A pesar de la tradición histórica de los bingos de barrio, que han sido una demostración poderosa de civilidad, afecto y generosidad de vecinos, que se reúnen para superar las desgracias que aquejan únicamente a los pobres, se dio una situación inaudita cuando la alcaldesa de El Quisco solicitó a la Contraloría General de la República que se pronunciara respecto de la organización de uno de estos eventos.
La respuesta nos ha descorazonado a todos: los “municipios no se encuentran facultados para organizar o autorizar bingos, ni aun cuando estos tengan fines benéficos”.
Según la Ley N° 19.995, los bingos están dentro de la categoría de “juegos de azar”, esto significa que forman parte de aquellos juegos “cuyos resultados no dependen exclusivamente de la habilidad o destreza de los jugadores, sino esencialmente del acaso o de la suerte, y que se encuentran señalados en el reglamento respectivo y registrados en el catálogo de juegos”.
Lo que conmueve es pensar en la habilidad y la alegría del poroto sobre un cartón mugriento en una sede social que nos hace sentir familia y menos desamparados en la habitancia de una población o de una villa, en la que “hacer un bingo” es lo más justo y necesario, nuestro deber y salvación porque nos encontramos lejos de las cámaras de la unidad de control de tránsito, lejos de la encuesta Adimark, lejos de la mirada feroz de las cámaras que nos dicen que Santiago “no es ná la feria”, como si eso fuera un insulto. Pienso en cuánta destreza se necesita para ser una misma cuando se es tan solo una vieja que tiene como única felicidad el ganarse una canasta familiar o una juguera.

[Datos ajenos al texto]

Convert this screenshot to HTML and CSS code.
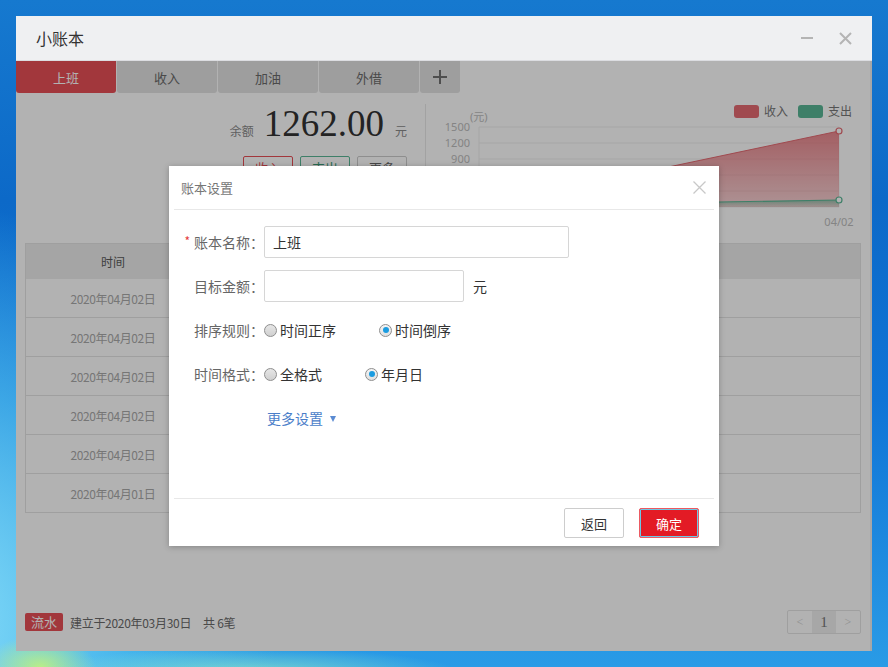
FILE: index.html
```html
<!DOCTYPE html>
<html lang="zh-CN">
<head>
<meta charset="utf-8">
<title>小账本</title>
<link rel="stylesheet" href="styles.css">
</head>
<body>
<div class="desktop">
  <div class="window">
    <div class="titlebar">
      <span class="app-title">小账本</span>
      <div class="win-controls">
        <span class="win-min"></span>
        <svg class="win-close" width="13" height="13" viewBox="0 0 13 13"><path d="M1 1L12 12M12 1L1 12" stroke="#b4b4b4" stroke-width="2" fill="none"/></svg>
      </div>
    </div>
    <div class="win-body">
      <div class="tabs">
        <div class="tab active">上班</div>
        <div class="tab">收入</div>
        <div class="tab">加油</div>
        <div class="tab">外借</div>
        <div class="tab tab-add"><svg width="14" height="14" viewBox="0 0 14 14"><path d="M7 0V14M0 7H14" stroke="#707070" stroke-width="2" fill="none"/></svg></div>
      </div>

      <div class="summary">
        <div class="balance">
          <div class="balance-line">
            <span class="bal-label">余额</span>
            <span class="bal-num">1262.00</span>
            <span class="bal-unit">元</span>
          </div>
          <div class="bal-actions">
            <span class="pill pill-income">收入</span>
            <span class="pill pill-expense">支出</span>
            <span class="pill pill-more">更多</span>
          </div>
        </div>
        <div class="divider"></div>
        <div class="chart">
          <svg width="444" height="150" viewBox="426 93 444 150">
            <defs>
              <linearGradient id="gRed" x1="0" y1="0" x2="0" y2="1">
                <stop offset="0" stop-color="#e56a72" stop-opacity="0.8"/>
                <stop offset="1" stop-color="#e56a72" stop-opacity="0.3"/>
              </linearGradient>
              <linearGradient id="gGreen" x1="0" y1="0" x2="0" y2="1">
                <stop offset="0" stop-color="#5ab795" stop-opacity="0.6"/>
                <stop offset="1" stop-color="#5ab795" stop-opacity="0.1"/>
              </linearGradient>
            </defs>
            <rect x="734" y="105" width="25" height="13" rx="3" fill="#e56a72"/>
            <text class="legend" x="764" y="116">收入</text>
            <rect x="798" y="105" width="25" height="13" rx="3" fill="#5ab795"/>
            <text class="legend" x="828" y="116">支出</text>
            <text class="axis" x="470" y="121">(元)</text>
            <g class="grid">
              <line x1="479" y1="127" x2="839" y2="127"/>
              <line x1="479" y1="143" x2="839" y2="143"/>
              <line x1="479" y1="159" x2="839" y2="159"/>
              <line x1="479" y1="175" x2="839" y2="175"/>
              <line x1="479" y1="191" x2="839" y2="191"/>
              <line x1="479" y1="207" x2="839" y2="207"/>
              <line x1="479" y1="127" x2="479" y2="207"/>
              <line x1="839" y1="127" x2="839" y2="207"/>
            </g>
            <text class="axis" x="470" y="131" text-anchor="end">1500</text>
            <text class="axis" x="470" y="147" text-anchor="end">1200</text>
            <text class="axis" x="470" y="163" text-anchor="end">900</text>
            <polygon points="479,207 839,131 839,207" fill="url(#gRed)"/>
            <polyline points="479,207 839,131" fill="none" stroke="#e56a72" stroke-width="1"/>
            <polygon points="479,206 839,200 839,207 479,207" fill="url(#gGreen)"/>
            <polyline points="479,206 839,200" fill="none" stroke="#5ab795" stroke-width="1.2"/>
            <circle cx="839" cy="131" r="3" fill="#fff" stroke="#e56a72" stroke-width="1.2"/>
            <circle cx="839" cy="200" r="3" fill="#fff" stroke="#5ab795" stroke-width="1.2"/>
            <text class="axis" x="839" y="226" text-anchor="middle">04/02</text>
          </svg>
        </div>
      </div>

      <div class="table">
        <div class="t-row t-head"><span>时间</span><span></span><span></span><span></span></div>
        <div class="t-row"><span>2020年04月02日</span><span></span><span></span><span></span></div>
        <div class="t-row"><span>2020年04月02日</span><span></span><span></span><span></span></div>
        <div class="t-row"><span>2020年04月02日</span><span></span><span></span><span></span></div>
        <div class="t-row"><span>2020年04月02日</span><span></span><span></span><span></span></div>
        <div class="t-row"><span>2020年04月02日</span><span></span><span></span><span></span></div>
        <div class="t-row"><span>2020年04月01日</span><span></span><span></span><span></span></div>
      </div>

      <div class="footer">
        <div class="footer-info">
          <span class="badge">流水</span>
          <span class="info-text">建立于2020年03月30日</span>
          <span class="info-count">共 6笔</span>
        </div>
        <div class="pager">
          <span class="pg">&lt;</span>
          <span class="pg pg-cur">1</span>
          <span class="pg">&gt;</span>
        </div>
      </div>

      <div class="mask">
        <div class="dialog">
          <div class="dlg-head">
            <span class="dlg-title">账本设置</span>
            <svg class="dlg-close" width="13" height="13" viewBox="0 0 13 13"><path d="M0.5 0.5L12.5 12.5M12.5 0.5L0.5 12.5" stroke="#c8c8c8" stroke-width="1.3" fill="none"/></svg>
          </div>
          <div class="dlg-body">
            <div class="f-row">
              <label class="f-label"><span class="req">*</span>账本名称：</label>
              <div class="f-input f-input-wide">上班</div>
            </div>
            <div class="f-row">
              <label class="f-label">目标金额：</label>
              <div class="f-input f-input-short"></div>
              <span class="f-unit">元</span>
            </div>
            <div class="f-row">
              <label class="f-label">排序规则：</label>
              <span class="opt"><span class="radio"></span>时间正序</span>
              <span class="opt"><span class="radio checked"></span>时间倒序</span>
            </div>
            <div class="f-row">
              <label class="f-label">时间格式：</label>
              <span class="opt"><span class="radio"></span>全格式</span>
              <span class="opt"><span class="radio checked"></span>年月日</span>
            </div>
            <div class="f-row">
              <span class="more-link">更多设置<span class="caret"></span></span>
            </div>
          </div>
          <div class="dlg-foot">
            <span class="btn btn-back">返回</span>
            <span class="btn btn-ok">确定</span>
          </div>
        </div>
      </div>
    </div>
  </div>
</div>
</body>
</html>
```
FILE: styles.css
```css
* { box-sizing: border-box; }

html, body {
  margin: 0;
  padding: 0;
}

body {
  width: 888px;
  height: 667px;
  overflow: hidden;
  font-family: "Noto Sans CJK SC", "Noto Sans", sans-serif;
  color: #333;
}

.desktop {
  width: 888px;
  height: 667px;
  padding: 16px;
  background:
    radial-gradient(ellipse 70px 40px at 40px 667px, rgba(190, 240, 130, 0.95), rgba(190, 240, 130, 0) 80%),
    radial-gradient(ellipse 260px 30px at 250px 672px, rgba(150, 235, 200, 0.7), rgba(150, 235, 200, 0) 80%),
    radial-gradient(ellipse 420px 520px at -60px 620px, rgba(140, 225, 250, 0.95), rgba(90, 200, 240, 0.6) 45%, rgba(60, 170, 235, 0) 80%),
    linear-gradient(180deg, #1679cf 0%, #0c69c8 30%, #0f74d6 60%, #2a9be6 100%);
}

.window {
  width: 856px;
  height: 635px;
  display: flex;
  flex-direction: column;
  background: #fff;
}

/* title bar */
.titlebar {
  height: 45px;
  flex: none;
  display: flex;
  align-items: center;
  justify-content: space-between;
  padding: 0 20px;
  background: #eff0f2;
  border-bottom: 1px solid #dcdde1;
}

.app-title {
  font-size: 16px;
  line-height: 20px;
  color: #333;
}

.win-controls {
  display: flex;
  align-items: center;
  gap: 26px;
}

.win-min {
  display: block;
  width: 12px;
  height: 2px;
  background: #b4b4b4;
}

.win-close { display: block; }

/* body */
.win-body {
  flex: 1;
  position: relative;
  display: flex;
  flex-direction: column;
  border-right: 2px solid #efefef;
}

.tabs {
  display: flex;
  gap: 1px;
  height: 32px;
  flex: none;
}

.tab {
  width: 100px;
  display: flex;
  align-items: center;
  justify-content: center;
  background: #e2e2e2;
  color: #6a6a6a;
  font-size: 13px;
  border-radius: 0 0 3px 3px;
}

.tab.active {
  background: #e94f57;
  color: #fff;
}

.tab-add { width: 40px; }
.tab-add svg { display: block; }

/* summary */
.summary {
  height: 150px;
  flex: none;
  display: flex;
}

.balance {
  width: 409px;
  display: flex;
  flex-direction: column;
  align-items: flex-end;
  padding: 11px 18px 0 0;
}

.balance-line {
  display: flex;
  align-items: baseline;
  height: 40px;
}

.bal-label {
  font-size: 12px;
  color: #8a8a8a;
  margin-right: 10px;
}

.bal-num {
  font-family: "Liberation Serif", "Times New Roman", serif;
  font-size: 37px;
  line-height: 40px;
  color: #333;
}

.bal-unit {
  font-size: 12px;
  color: #8a8a8a;
  margin-left: 11px;
}

.bal-actions {
  display: flex;
  gap: 7px;
  margin-top: 12px;
}

.pill {
  width: 50px;
  height: 22px;
  border: 1px solid #ccc;
  border-radius: 2px;
  display: flex;
  align-items: center;
  justify-content: center;
  font-size: 13px;
  color: #666;
}

.pill-income { border-color: #e94f57; color: #e94f57; }
.pill-expense { border-color: #5ab795; color: #3a9a76; }

.divider {
  width: 1px;
  margin: 11px 0;
  background: #e8e8e8;
}

.chart {
  flex: 1;
}

.chart svg { display: block; }

.legend {
  font-family: "Noto Sans CJK SC", sans-serif;
  font-size: 12px;
  fill: #777;
}

.axis {
  font-family: "Noto Sans", "Noto Sans CJK SC", sans-serif;
  font-size: 11px;
  fill: #bdbdbd;
}

.grid line {
  stroke: #eeeeee;
  stroke-width: 1;
}

/* table */
.table {
  margin: 0 9px;
  border: 1px solid #e4e4e4;
  flex: none;
}

.t-row {
  display: grid;
  grid-template-columns: 174px 1fr 1fr 140px;
  height: 39px;
  align-items: center;
  border-bottom: 1px solid #e4e4e4;
  font-size: 12px;
  letter-spacing: -0.4px;
  color: #aaa;
  text-align: center;
}

.t-row:last-child {
  border-bottom: none;
  height: 38px;
}

.t-head {
  height: 35px;
  background: #ececec;
  border-bottom: none;
  color: #5a5a5a;
  letter-spacing: 0;
}

/* footer */
.footer {
  margin: auto 9px 17px;
  height: 24px;
  display: flex;
  align-items: center;
  justify-content: space-between;
}

.footer-info {
  display: flex;
  align-items: center;
  font-size: 12px;
  color: #6a6a6a;
}

.info-text,
.info-count {
  letter-spacing: -0.3px;
}

.badge {
  height: 18px;
  padding: 0 6px;
  background: #e94f57;
  color: #fff;
  font-size: 13px;
  line-height: 18px;
  border-radius: 2px;
  margin-right: 7px;
}

.info-count { margin-left: 12px; }

.pager {
  display: flex;
  height: 24px;
  border: 1px solid #e4e4e4;
  border-radius: 2px;
}

.pg {
  width: 24px;
  display: flex;
  align-items: center;
  justify-content: center;
  font-family: "Liberation Serif", serif;
  font-size: 12px;
  color: #ccc;
}

.pg-cur {
  background: #f0f0f0;
  color: #777;
  font-size: 15px;
}

/* mask + dialog */
.mask {
  position: absolute;
  top: 0;
  left: 0;
  bottom: 0;
  right: -2px;
  background: rgba(0, 0, 0, 0.3);
  display: flex;
  align-items: center;
  justify-content: center;
}

.dialog {
  width: 550px;
  height: 380px;
  background: #fff;
  box-shadow: 0 1px 6px rgba(0, 0, 0, 0.25);
  display: flex;
  flex-direction: column;
}

.dlg-head {
  height: 44px;
  margin: 0 5px;
  padding: 0 8px 0 7px;
  border-bottom: 1px solid #e8e8e8;
  display: flex;
  align-items: center;
  justify-content: space-between;
}

.dlg-title {
  font-size: 13px;
  color: #777;
}

.dlg-close { display: block; }

.dlg-body {
  flex: 1;
  padding-top: 16px;
}

.f-row {
  display: flex;
  align-items: center;
  height: 32px;
  margin-bottom: 12px;
  font-size: 14px;
  line-height: 20px;
}

.f-label {
  width: 95px;
  text-align: right;
  color: #666;
  font-size: 14px;
}

.req {
  color: #e4393c;
  font-size: 12px;
  margin-right: 4px;
  position: relative;
  top: -2px;
}

.f-input {
  height: 32px;
  border: 1px solid #d6d6d6;
  border-radius: 2px;
  padding: 0 8px;
  display: flex;
  align-items: center;
  font-size: 14px;
  color: #333;
}

.f-input-wide { width: 305px; }
.f-input-short { width: 200px; }

.f-unit {
  margin-left: 9px;
  color: #333;
}

.opt {
  display: flex;
  align-items: center;
  color: #333;
  margin-right: 43px;
}

.radio {
  width: 13px;
  height: 13px;
  border-radius: 50%;
  border: 1px solid #8e8e8e;
  background: linear-gradient(180deg, #e6e6e6, #d0d0d0);
  margin-right: 3px;
  display: flex;
  align-items: center;
  justify-content: center;
}

.radio.checked {
  background: linear-gradient(180deg, #f4f4f4, #e0e0e0);
}

.radio.checked::after {
  content: "";
  width: 6px;
  height: 6px;
  border-radius: 50%;
  background: #1b9ce0;
}

.more-link {
  margin-left: 98px;
  color: #4a7ec9;
  font-size: 14px;
  display: flex;
  align-items: center;
}

.caret {
  width: 0;
  height: 0;
  margin-left: 7px;
  margin-top: 2px;
  border-left: 3.5px solid transparent;
  border-right: 3.5px solid transparent;
  border-top: 6px solid #5b8bd2;
}

.dlg-foot {
  height: 48px;
  margin: 0 5px;
  border-top: 1px solid #e8e8e8;
  display: flex;
  justify-content: flex-end;
  align-items: flex-start;
  padding: 9px 15px 0 0;
  gap: 15px;
}

.btn {
  width: 60px;
  height: 30px;
  border-radius: 2px;
  display: flex;
  align-items: center;
  justify-content: center;
  font-size: 13px;
}

.btn-back {
  border: 1px solid #cdcdcd;
  color: #333;
  background: #fff;
}

.btn-ok {
  background: #e31b25;
  color: #fff;
  border: 1px solid #ec5a62;
  box-shadow: inset 0 0 0 1px #6cc8e6;
}
```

Lo más brutal es que esta ley consigna que la facultad de otorgar permisos para hacer bingos corresponde al Presidente de la República, y en el caso de regiones a las Intendencias. Y entonces, cabe preguntarse si efectivamente tuviésemos la posibilidad de llegar a esas instancias, no sería entonces nuestra miseria una fábula. ¿Existe realmente el acceso? Somos acaso los pobres tan importantes como una marcha estudiantil que requiere de una autorización del intendente; o de un municipio, siquiera?
Y es que claro, está el temor de que si se nos pasan los tintos en el bingo, salen antiguos rencores de vecinos, que de puro hacinamiento y miseria somos familia y en el peor de los casos nos agarramos todos del moño, y llegan los pacos, y si nos pillan sin autorización, nos llevan a todos presos. Pero a veces el bingo es mucho más que solo eso, porque significa también ese espacio común en el que nos miramos entre los que nos queremos desde hace nada más que toda una vida. ¿Y entonces, cómo disfrazamos entonces la necesidad y la tristeza del bingo, que suele ser la antesala de un velorio, porque nunca lo que se junta es suficiente? ¿Quién nos va a creer que estábamos jugando bachillerato y el que gana la A se lleva un juego de vasos? Qué es lo que espera Chile de nosotros, los que no somos target comercial de los auspiciadores que se basan en el “people meter” ¿Que juguemos un scrabble? ¿Que hagamos una partida colectiva de Clue para adivinar quién fue el asesino? Cuando todos sabemos de antemano que el asesino es el que se blinda y guanaquea a los estudiantes, a los mapuche, el que criminaliza a las mujeres que se hacen un aborto porque no quieren o no pueden con más bocas que alimentar?
Por lo pronto, ya han salido parlamentarios rasgando vestiduras, como si alguna vez hubiesen participado -para ellos- de “ese bingo”, que es todos los bingos, que huelen a vino y a muerte, a ortopedia o a sala común, instrumentalizandonos a todos.
Ojalá no nos quiten esto tan nuestro, que les resulta tan ajeno, como si supieran realmente de qué se trata. Como si no hubiera destreza en todo. Desde la organización hasta la convocatoria, puerta a puerta y mirándonos a los ojos; porque lo necesitamos tanto.